It's like a black hole that occasionally swallows me up, from out of nowhere. I can't work, I can't sleep--and yet I can't stay awake--I can't take care of myself, and all the color and hope drains from the world.
"It" is depression, and for me it's a chronic condition that cost me jobs and relationships before I finally found effective help. For me that help was pharmaceutical, but I use several natural methods as well to keep the black hole at bay.
I'm not alone. Depression affects millions of people worldwide and can range from being fairly mild to completely devastating. It's estimated that a quarter of all American women will suffer from clinical depression at some point in their lives, and that women are twice as likely to suffer from it as men. Only 30 percent of depressed people get any form of treatment at all, which is a big mistake. Without treatment, the frequency and severity of symptoms tend to increase over the years--just like other diseases. Take depression seriously. It can be just as deadly as cancer, especially in the elderly.
While there are a variety of drugs available to help control the symptoms of this disease, they often have unpleasant side effects and can be hard to tolerate for some sufferers. In days past, antidepressants often carried a stigma with them, causing users to suffer harassment and possibly lose potential jobs. And while times have changed, in some parts of the world, they haven't changed enough.
To avoid the problems associated with poor mental health and the side effects of traditional medicine, many depression sufferers decide to go the natural route. They look for alternative treatments to use in place of regular pills, or they consult with natural health care providers.

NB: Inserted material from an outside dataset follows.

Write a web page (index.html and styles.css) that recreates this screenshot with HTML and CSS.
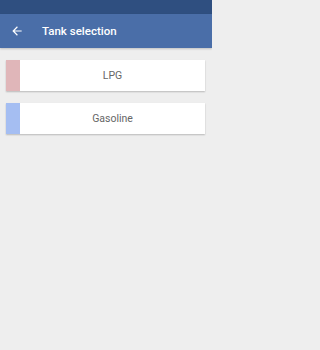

Natural depression treatments have several advantages to them. They tend to be cheaper than the average antidepressant, though the oldest selective serotonin uptake inhibitor (SSRI), Prozac, is now a generic drug and quite inexpensive. Natural treatments are available without a prescription, which means instead of having to see your doctor for a refill, you can simply head to the nearest natural supplement or health store to get what you need, depending on the treatment you have chosen.
Even so, choosing a treatment may not be something you should undertake on your own. Herbs and supplements are effective medicines, and sometimes have side effects and drug interactions of their own. If you take ANY other medications, be sure to consult with your health care practitioner before adding any supplement for whatever reason. And if your depression appears to be deepening, take it seriously. Get help. Talk with your practitioner and get a referral to someone with expertise in treating depression.
One of the most renowned natural antidepressants is St. John's wort. This herb has been used for centuries to treat mild to severe depression, ranking in some studies to be as effective as some SSRIs. It comes in capsules, tablets or in a tea. The tea is probably the weakest of the three choices, but it is easy enough to replace your morning Earl Grey with a cup of depression treatment! The downside to this natural treatment is that it can affect your oral birth control and some women have found that the Pill is no longer effective when taking this herb.
Ginseng and ginkgo are two other herbs that have been proven to relieve depression symptoms, particularly in the elderly. They can be used separately, but are best together. The herbs come in capsule or tablet form as well and are pleasant smelling as well as fast working. They may not be quite as effective as St. John's Wort, so this natural therapy is better used for mild depression. If you are on any form of blood-thinning medication, ginkgo can cause problems.
Other natural remedies for depression include an amino acid called 5-HTP, which helps your body produce more serotonin, the happy hormone. Since most antidepressants help boost serotonin levels (low levels have been linked to depression), it makes sense that 5-HTP would work just as well. This treatment is effective, but made more so by combining it with St. John's Wort.
Depression has also been linked in some cases to a Vitamin B deficiency, so this is another natural treatment. When a deficiency is indeed the cause of the depression, then taking a supplement and increasing intake of foods that contain the missing nutrient should help clear up the problem. It is a good idea to check with your doctor on this one first since this may or may not be your particular problem.
Making sure you eat properly and get exercise can also help lift depression naturally. I find that making sure I eat within an hour of rising helps, a technique discussed at length by Dr. Katherine DesMaisons at her Radiant Recovery website. That site has a number of great suggestions for helping with depression.
And check to see if you might have Seasonal Affective Disorder, or SAD. I do, and starting right around the fall equinox I start sitting for a half hour every morning in front of a light therapy lamp. It helps, a lot. I do it throughout the winter and stop right around the spring equinox.
Antidepressants are often considered to be a last resort and many people who suffer from depression would much rather take a natural supplement than admit to friends and family that they are suffering from a mental illness. But don't let shame or fear keep you from getting help. There's nothing more shameful about depression than having diabetes, and would you be embarrassed about taking insulin? No. Then don't be embarrassed about depression.
If you are currently on antidepressants the absolute WORST thing you can do is stop taking them abruptly. If you decide you want to try a different solution, talk with your practitioner. Going cold turkey on some antidepressants can have serious consequences. Discuss your options thoroughly with your practitioner. The two of you together can find the best treatment for you.